◆ **YOUR INSTRUCTIONS**:
Transcribe the entries exactly; images are not part of the copy.
"""
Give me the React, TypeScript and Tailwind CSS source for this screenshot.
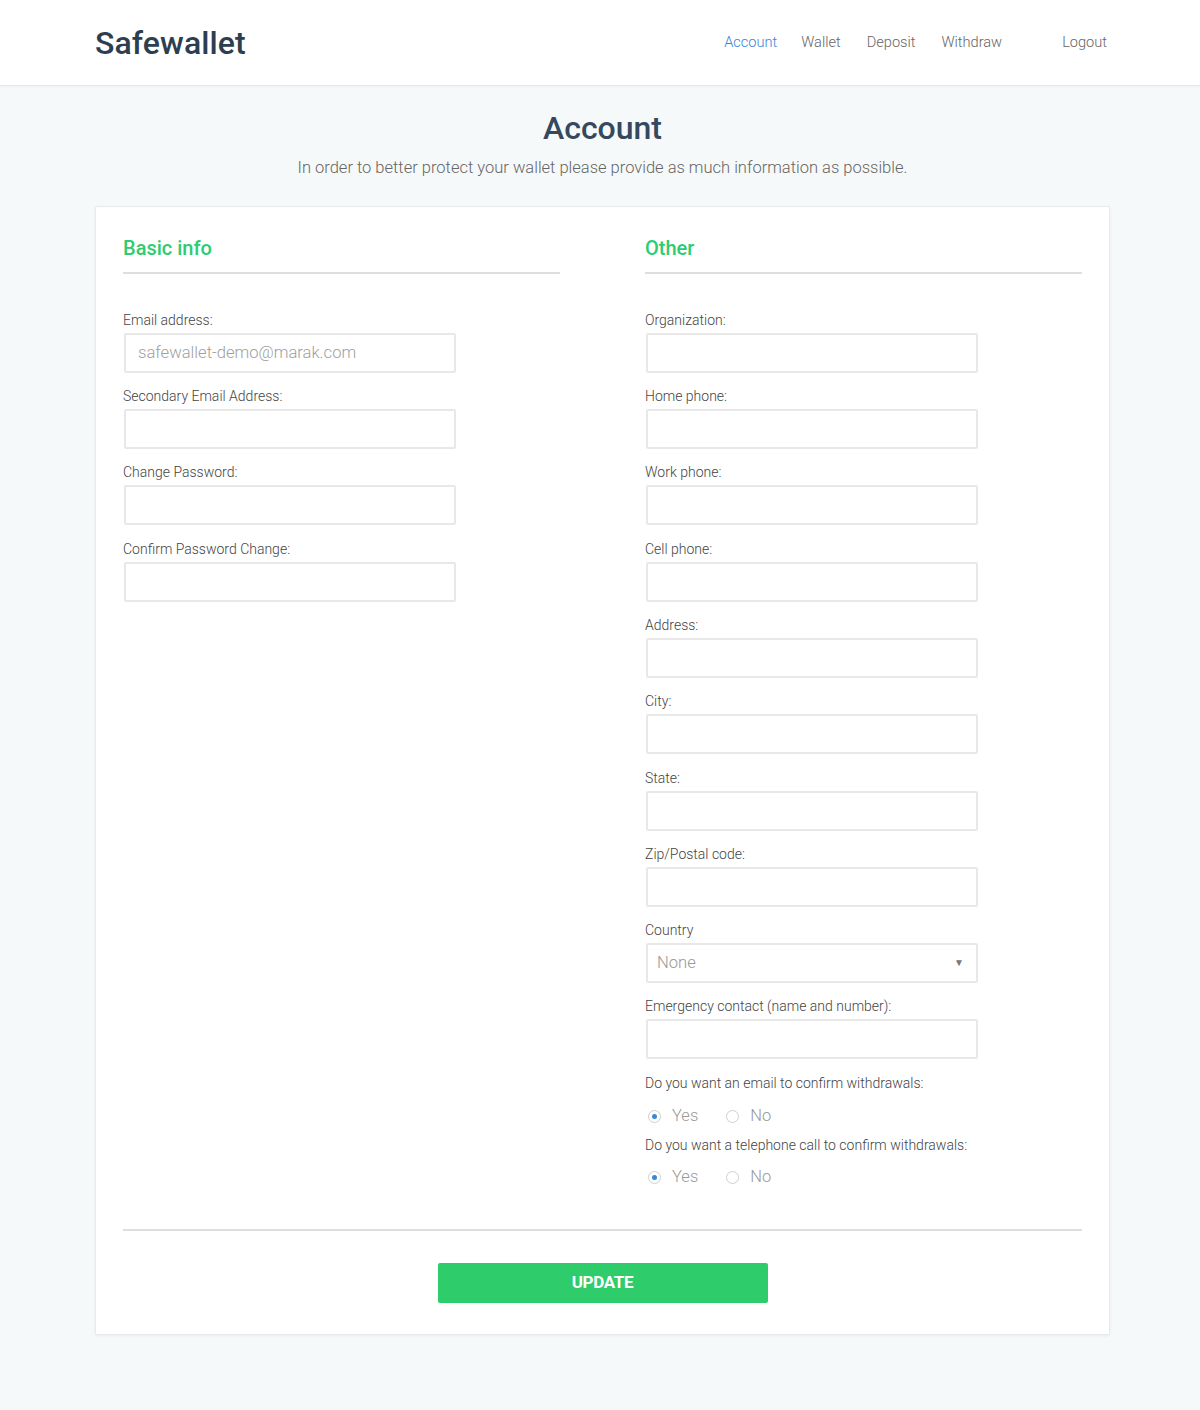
import { useState } from 'react';

const navItems = [
  { label: 'Account', gap: 'ml-0', active: true },
  { label: 'Wallet', gap: 'ml-[24px]' },
  { label: 'Deposit', gap: 'ml-[26px]' },
  { label: 'Withdraw', gap: 'ml-[26px]' },
  { label: 'Logout', gap: 'ml-[60px]' },
];

const basicFields = [
  { label: 'Email address:', placeholder: 'safewallet-demo@marak.com' },
  { label: 'Secondary Email Address:' },
  { label: 'Change Password:', type: 'password' },
  { label: 'Confirm Password Change:', type: 'password' },
];

const otherFields = [
  'Organization:',
  'Home phone:',
  'Work phone:',
  'Cell phone:',
  'Address:',
  'City:',
  'State:',
  'Zip/Postal code:',
];

function Field({ label, placeholder, type = 'text' }: { label: string; placeholder?: string; type?: string }) {
  return (
    <div className="mb-[13.3px]">
      <label className="block h-5 text-[14px] leading-5 font-light text-[#444]">{label}</label>
      <input
        type={type}
        placeholder={placeholder}
        className="mt-[3px] ml-px block h-[40px] w-[332px] rounded-[2px] border-2 border-[#e8e8e8] bg-white px-[12px] text-[16.6px] font-light text-[#555] outline-none placeholder:text-[#a0a0a0]"
      />
    </div>
  );
}

function SectionTitle({ children }: { children: string }) {
  return (
    <div className="mb-[36px] border-b-2 border-[#dedede] pb-[10px]">
      <h2 className="text-[20px] leading-[28px] font-medium text-[#2ecc71]">{children}</h2>
    </div>
  );
}

function RadioPair({ name }: { name: string }) {
  const [value, setValue] = useState('yes');
  return (
    <div className="flex h-[30px] items-center gap-[28px] pl-[3px] text-[16.5px] font-light text-[#999]">
      {['yes', 'no'].map((v) => (
        <label key={v} className="flex cursor-pointer items-center gap-[6px]" onClick={() => setValue(v)}>
          <span className="flex h-[13px] w-[13px] items-center justify-center rounded-full border border-[#cfcfcf] bg-white">
            {value === v && <span className="h-[5px] w-[5px] rounded-full bg-[#3a86d8]" />}
          </span>
          <input type="radio" name={name} className="hidden" readOnly checked={value === v} />
          <span className="ml-[5px]">{v === 'yes' ? 'Yes' : 'No'}</span>
        </label>
      ))}
    </div>
  );
}

export default function App() {
  return (
    <div className="min-h-[1410px] bg-[#f6f9f9] font-['Roboto',sans-serif]">
      <header className="h-[86px] border-b border-[#e6e9e9] bg-white shadow-[0_1px_2px_rgba(0,0,0,0.04)]">
        <div className="pl-[5px]">
          <div className="mx-auto flex h-[85px] w-[1015px] items-center justify-between">
            <div className="text-[32px] leading-none font-medium tracking-[0.1px] text-[#2c3e50]">Safewallet</div>
            <nav className="flex items-center pr-[3px] text-[14.6px] font-light text-[#666]">
              {navItems.map((item) => (
                <a key={item.label} href="#" className={`${item.gap} ${item.active ? 'text-[#3a86d8]' : ''}`}>
                  {item.label}
                </a>
              ))}
            </nav>
          </div>
        </div>
      </header>

      <main className="pl-[5px]">
        <div className="mx-auto w-[1015px]">
          <div className="pt-[23px] pb-[25px] text-center">
            <h1 className="text-[32px] leading-[38px] font-medium text-[#34495e]">Account</h1>
            <p className="mt-[9px] text-[16.5px] font-light text-[#666]">
              In order to better protect your wallet please provide as much information as possible.
            </p>
          </div>

          <div className="rounded-[2px] border border-[#e8ebeb] bg-white px-[27px] pt-[27px] pb-[31px] shadow-[0_1px_3px_rgba(0,0,0,0.06)]">
            <div className="grid grid-cols-2 gap-[85px]">
              <section>
                <SectionTitle>Basic info</SectionTitle>
                {basicFields.map((f) => (
                  <Field key={f.label} {...f} />
                ))}
              </section>

              <section>
                <SectionTitle>Other</SectionTitle>
                {otherFields.map((label) => (
                  <Field key={label} label={label} />
                ))}
                <div className="mb-[13.3px]">
                  <label className="block h-5 text-[14px] leading-5 font-light text-[#444]">Country</label>
                  <div className="relative mt-[3px] ml-px w-[332px]">
                    <select className="block h-[40px] w-full appearance-none rounded-[2px] border-2 border-[#e8e8e8] bg-white px-[9px] text-[16.6px] font-light text-[#999] outline-none">
                      <option>None</option>
                    </select>
                    <span className="pointer-events-none absolute top-[12px] right-[14px] text-[10px] text-[#777]">▼</span>
                  </div>
                </div>
                <Field label="Emergency contact (name and number):" />
                <label className="block h-5 text-[14px] leading-5 font-light text-[#444]">
                  Do you want an email to confirm withdrawals:
                </label>
                <div className="mt-[9px] mb-[3px]">
                  <RadioPair name="email" />
                </div>
                <label className="block h-5 text-[14px] leading-5 font-light text-[#444]">
                  Do you want a telephone call to confirm withdrawals:
                </label>
                <div className="mt-[8px]">
                  <RadioPair name="phone" />
                </div>
              </section>
            </div>

            <div className="mt-[36px] border-t-2 border-[#dedede]" />

            <div className="flex justify-center pt-[32px]">
              <button className="h-[40px] w-[330px] rounded-[2px] bg-[#2ecc6a] text-[17px] font-bold tracking-[-0.3px] text-white">
                UPDATE
              </button>
            </div>
          </div>
        </div>
      </main>
    </div>
  );
}
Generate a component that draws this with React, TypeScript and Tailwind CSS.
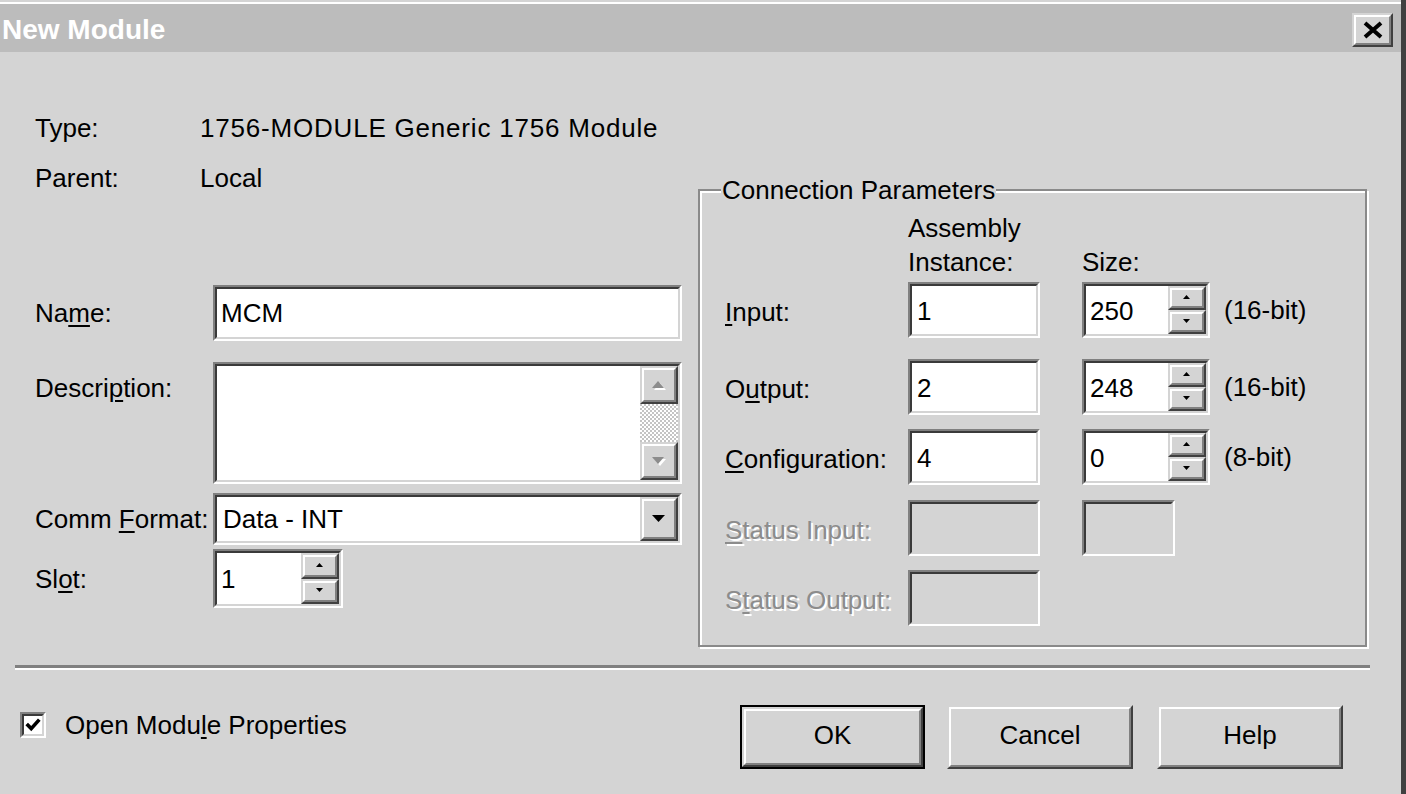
"""
◆ **ANSWER FOR THIS EXERCISE**:
Give me the React, TypeScript and Tailwind CSS source for this screenshot.
import { useState } from 'react';

const navItems = [
  { label: 'Account', gap: 'ml-0', active: true },
  { label: 'Wallet', gap: 'ml-[24px]' },
  { label: 'Deposit', gap: 'ml-[26px]' },
  { label: 'Withdraw', gap: 'ml-[26px]' },
  { label: 'Logout', gap: 'ml-[60px]' },
];

const basicFields = [
  { label: 'Email address:', placeholder: 'safewallet-demo@marak.com' },
  { label: 'Secondary Email Address:' },
  { label: 'Change Password:', type: 'password' },
  { label: 'Confirm Password Change:', type: 'password' },
];

const otherFields = [
  'Organization:',
  'Home phone:',
  'Work phone:',
  'Cell phone:',
  'Address:',
  'City:',
  'State:',
  'Zip/Postal code:',
];

function Field({ label, placeholder, type = 'text' }: { label: string; placeholder?: string; type?: string }) {
  return (
    <div className="mb-[13.3px]">
      <label className="block h-5 text-[14px] leading-5 font-light text-[#444]">{label}</label>
      <input
        type={type}
        placeholder={placeholder}
        className="mt-[3px] ml-px block h-[40px] w-[332px] rounded-[2px] border-2 border-[#e8e8e8] bg-white px-[12px] text-[16.6px] font-light text-[#555] outline-none placeholder:text-[#a0a0a0]"
      />
    </div>
  );
}

function SectionTitle({ children }: { children: string }) {
  return (
    <div className="mb-[36px] border-b-2 border-[#dedede] pb-[10px]">
      <h2 className="text-[20px] leading-[28px] font-medium text-[#2ecc71]">{children}</h2>
    </div>
  );
}

function RadioPair({ name }: { name: string }) {
  const [value, setValue] = useState('yes');
  return (
    <div className="flex h-[30px] items-center gap-[28px] pl-[3px] text-[16.5px] font-light text-[#999]">
      {['yes', 'no'].map((v) => (
        <label key={v} className="flex cursor-pointer items-center gap-[6px]" onClick={() => setValue(v)}>
          <span className="flex h-[13px] w-[13px] items-center justify-center rounded-full border border-[#cfcfcf] bg-white">
            {value === v && <span className="h-[5px] w-[5px] rounded-full bg-[#3a86d8]" />}
          </span>
          <input type="radio" name={name} className="hidden" readOnly checked={value === v} />
          <span className="ml-[5px]">{v === 'yes' ? 'Yes' : 'No'}</span>
        </label>
      ))}
    </div>
  );
}

export default function App() {
  return (
    <div className="min-h-[1410px] bg-[#f6f9f9] font-['Roboto',sans-serif]">
      <header className="h-[86px] border-b border-[#e6e9e9] bg-white shadow-[0_1px_2px_rgba(0,0,0,0.04)]">
        <div className="pl-[5px]">
          <div className="mx-auto flex h-[85px] w-[1015px] items-center justify-between">
            <div className="text-[32px] leading-none font-medium tracking-[0.1px] text-[#2c3e50]">Safewallet</div>
            <nav className="flex items-center pr-[3px] text-[14.6px] font-light text-[#666]">
              {navItems.map((item) => (
                <a key={item.label} href="#" className={`${item.gap} ${item.active ? 'text-[#3a86d8]' : ''}`}>
                  {item.label}
                </a>
              ))}
            </nav>
          </div>
        </div>
      </header>

      <main className="pl-[5px]">
        <div className="mx-auto w-[1015px]">
          <div className="pt-[23px] pb-[25px] text-center">
            <h1 className="text-[32px] leading-[38px] font-medium text-[#34495e]">Account</h1>
            <p className="mt-[9px] text-[16.5px] font-light text-[#666]">
              In order to better protect your wallet please provide as much information as possible.
            </p>
          </div>

          <div className="rounded-[2px] border border-[#e8ebeb] bg-white px-[27px] pt-[27px] pb-[31px] shadow-[0_1px_3px_rgba(0,0,0,0.06)]">
            <div className="grid grid-cols-2 gap-[85px]">
              <section>
                <SectionTitle>Basic info</SectionTitle>
                {basicFields.map((f) => (
                  <Field key={f.label} {...f} />
                ))}
              </section>

              <section>
                <SectionTitle>Other</SectionTitle>
                {otherFields.map((label) => (
                  <Field key={label} label={label} />
                ))}
                <div className="mb-[13.3px]">
                  <label className="block h-5 text-[14px] leading-5 font-light text-[#444]">Country</label>
                  <div className="relative mt-[3px] ml-px w-[332px]">
                    <select className="block h-[40px] w-full appearance-none rounded-[2px] border-2 border-[#e8e8e8] bg-white px-[9px] text-[16.6px] font-light text-[#999] outline-none">
                      <option>None</option>
                    </select>
                    <span className="pointer-events-none absolute top-[12px] right-[14px] text-[10px] text-[#777]">▼</span>
                  </div>
                </div>
                <Field label="Emergency contact (name and number):" />
                <label className="block h-5 text-[14px] leading-5 font-light text-[#444]">
                  Do you want an email to confirm withdrawals:
                </label>
                <div className="mt-[9px] mb-[3px]">
                  <RadioPair name="email" />
                </div>
                <label className="block h-5 text-[14px] leading-5 font-light text-[#444]">
                  Do you want a telephone call to confirm withdrawals:
                </label>
                <div className="mt-[8px]">
                  <RadioPair name="phone" />
                </div>
              </section>
            </div>

            <div className="mt-[36px] border-t-2 border-[#dedede]" />

            <div className="flex justify-center pt-[32px]">
              <button className="h-[40px] w-[330px] rounded-[2px] bg-[#2ecc6a] text-[17px] font-bold tracking-[-0.3px] text-white">
                UPDATE
              </button>
            </div>
          </div>
        </div>
      </main>
    </div>
  );
}
Generate a component that draws this with React, TypeScript and Tailwind CSS.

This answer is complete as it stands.